Jim Jamieson wrote about the prospect of a Chris Tanev offer-sheet, and chatted with Kurt Overhardt – who to be clear, doesn’t represent Chris Tanev – in a piece for the Province (by way of non-paywalled faceoff.com):
With the NHL salary cap dropping by $5.9 million next season, a number of teams — the Canucks among them — will be scrambling to find ways to reduce their salary commitments under the new fiscal constraints.
So getting pending restricted free agent defenceman Chris Tanev, 23, locked up for a modest raise is unlikely.
It’s thought by some in the hockey world that, with this dramatic lowering of the cap, some NHL clubs may be more encouraged to tender offer sheets to unsigned RFAs, with the thinking that cap-crunched clubs will be less able to match.
Denver-based player agent Kurt Overhardt, of KO Sports Inc., says it could be “a perfect storm” for offer sheets with the cap going down so much, but said many NHL clubs will suffer cap issues — and that will affect the number of clubs in position to make RFA offers. Contract offers — or offer sheets — can be tendered to RFAs by teams other than their own, beginning July 5.
Restricted free agents generally don’t have a lot of leverage in negotiations, but the notion that a player such as Chris Tanev (or Chicago’s Nick Leddy) may be able to find a suitor this summer where PK Subban couldn’t a year ago strikes me as compelling.

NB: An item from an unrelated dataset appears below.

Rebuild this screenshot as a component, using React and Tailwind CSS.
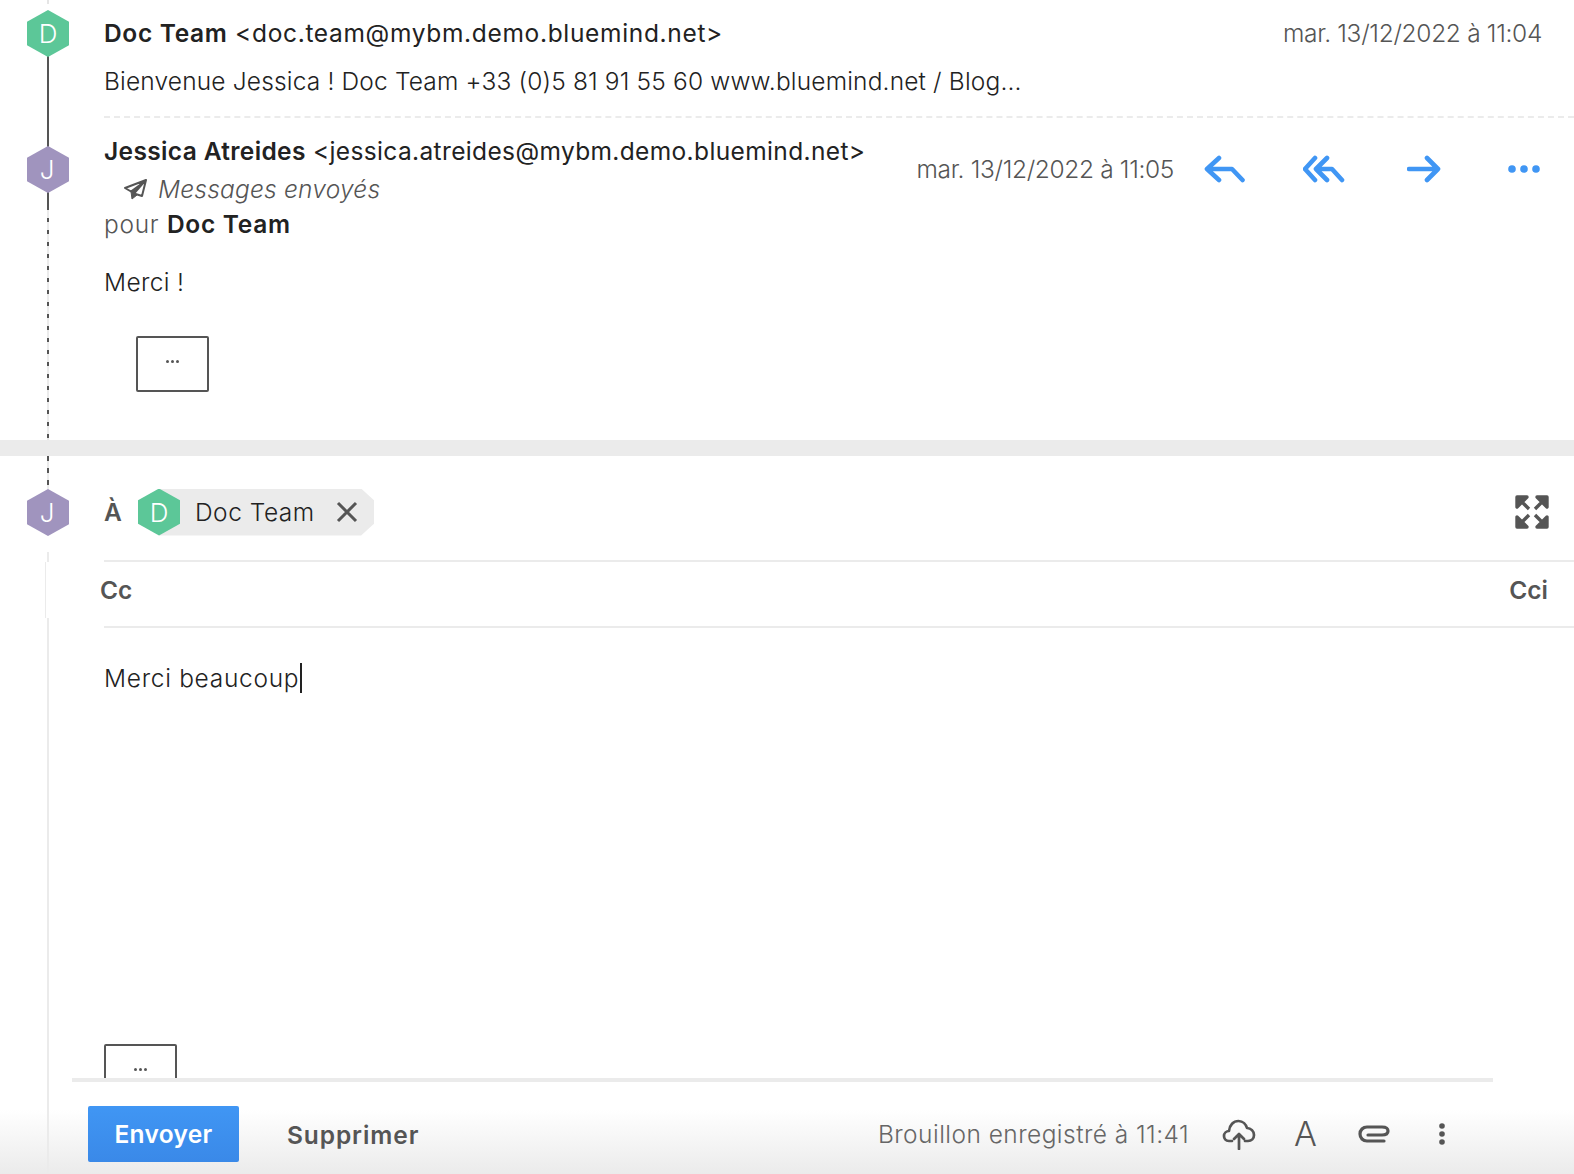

With the salary cap declining and the demand for NHL defenceman – especially young NHL defencemen who can move the puck – at an all time high, Chris Tanev, who will represent himself in negotiations with the Canucks with the help of his father, will likely have cards to play this summer.
So Mike Gillis and Laurence Gilman – who remember, is Vancouver’s point man on contract negotiations – might find it difficult to grind Tanev down to something like a three-year, four and a half million dollar deal that I’m sure they’d prefer.

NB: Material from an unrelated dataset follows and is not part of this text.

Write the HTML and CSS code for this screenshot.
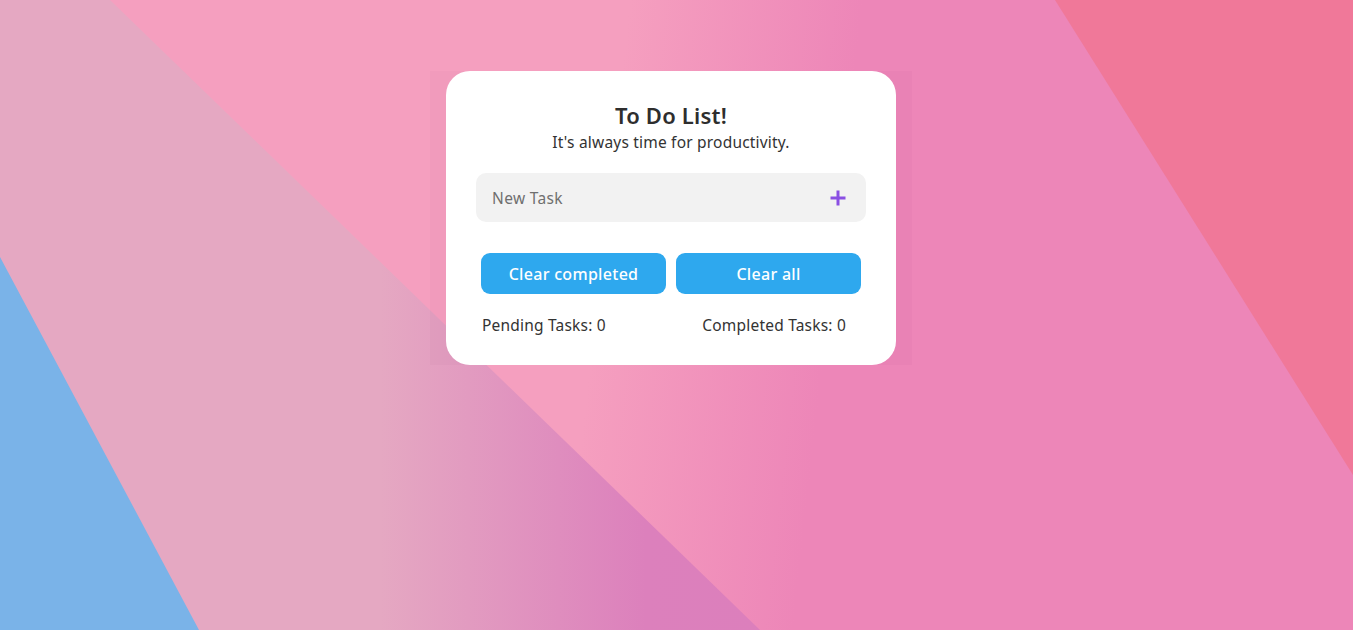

I have a couple of spare thoughts on this. The first is that Chris Tanev, though a dynamite possession player, is ultimately somewhat expendable what with Jason Garrison’s successful move to the right-side, and Frank Corrado’s emergence as a seviceable bottom-pairing defenceman. Lots of folks and commentators think that Tanev was Vancouver’s "steadiest" defenceman this season, and he was definitely really good, but he also played far and away the softest minutes among all Canucks defenceman.
Fact of the matter is that Tanev’s matchups were managed very, very carefully. Just look at the guys he spent the most ice-time matched up against this past season: Stoll, King, Stajan, Smyth, Horcoff, Letetsu. What do those players have in common? They uniformly play in their teams bottom-six forward group.
Allow me a digression. There is a lot of chatter these days in the Vancouver sports market about trading Alex Edler, whose inconsistent defensive coverage and habitual unforced errors have frustrated many observers. Realistically, however, Edler is Vancouver’s most frequently played defenceman at even-strength and the backend player most counted on to carry the puck out of the defensive end. That you often notice Edler making errors on the ice, at least somewhat reflects his high usage rate in the Canucks transition game.
I’m not totally against the notion of trading Alex Edler this offseason (even though it would be a dick move to do so on the heels of him committing to the team long-term). But it’s worth mentioning that if you’re not getting a bonafide, young, NHL-ready third-line centre on an entry-level contract in exchange for the Swedish defenceman, it’s just not a deal worth making.
Which allows us to circle back to Chris Tanev. On many teams in the National Hockey League Chris Tanev is a top-four defenceman, and it seems very possible that one or two of those teams might come knocking with a predatory offer sheet if the Canucks low-ball the slick restricted free-agent this summer.
That unappealing prospect combined with Tanev’s carefully managed minutes this past season (which I might suggest make him a potentially over-valued asset on the trade market), suggest to me that the Canucks might be better off shopping Chris Tanev before he hits the restricted free-agent market in July.
To be clear, I’d much rather see Chris Tanev re-sign in Vancouver and continue to mature while completely owning secondary competition on the third pairing. But the Canucks might be wise to set an internal deadline for a Chris Tanev extension, and shop him in Newark at the 2013 NHL entry draft if the two sides aren’t close by then.
Tanev’s RFA rights would very probably net the Canucks better than a second round pick in a trade, and with the Canucks strapped right up against the salary cap this summer and the market for UFA defenceman almost complely bereft of talent, the Canucks will assume an awful lot of risk if they can’t get a deal done with Tanev before July.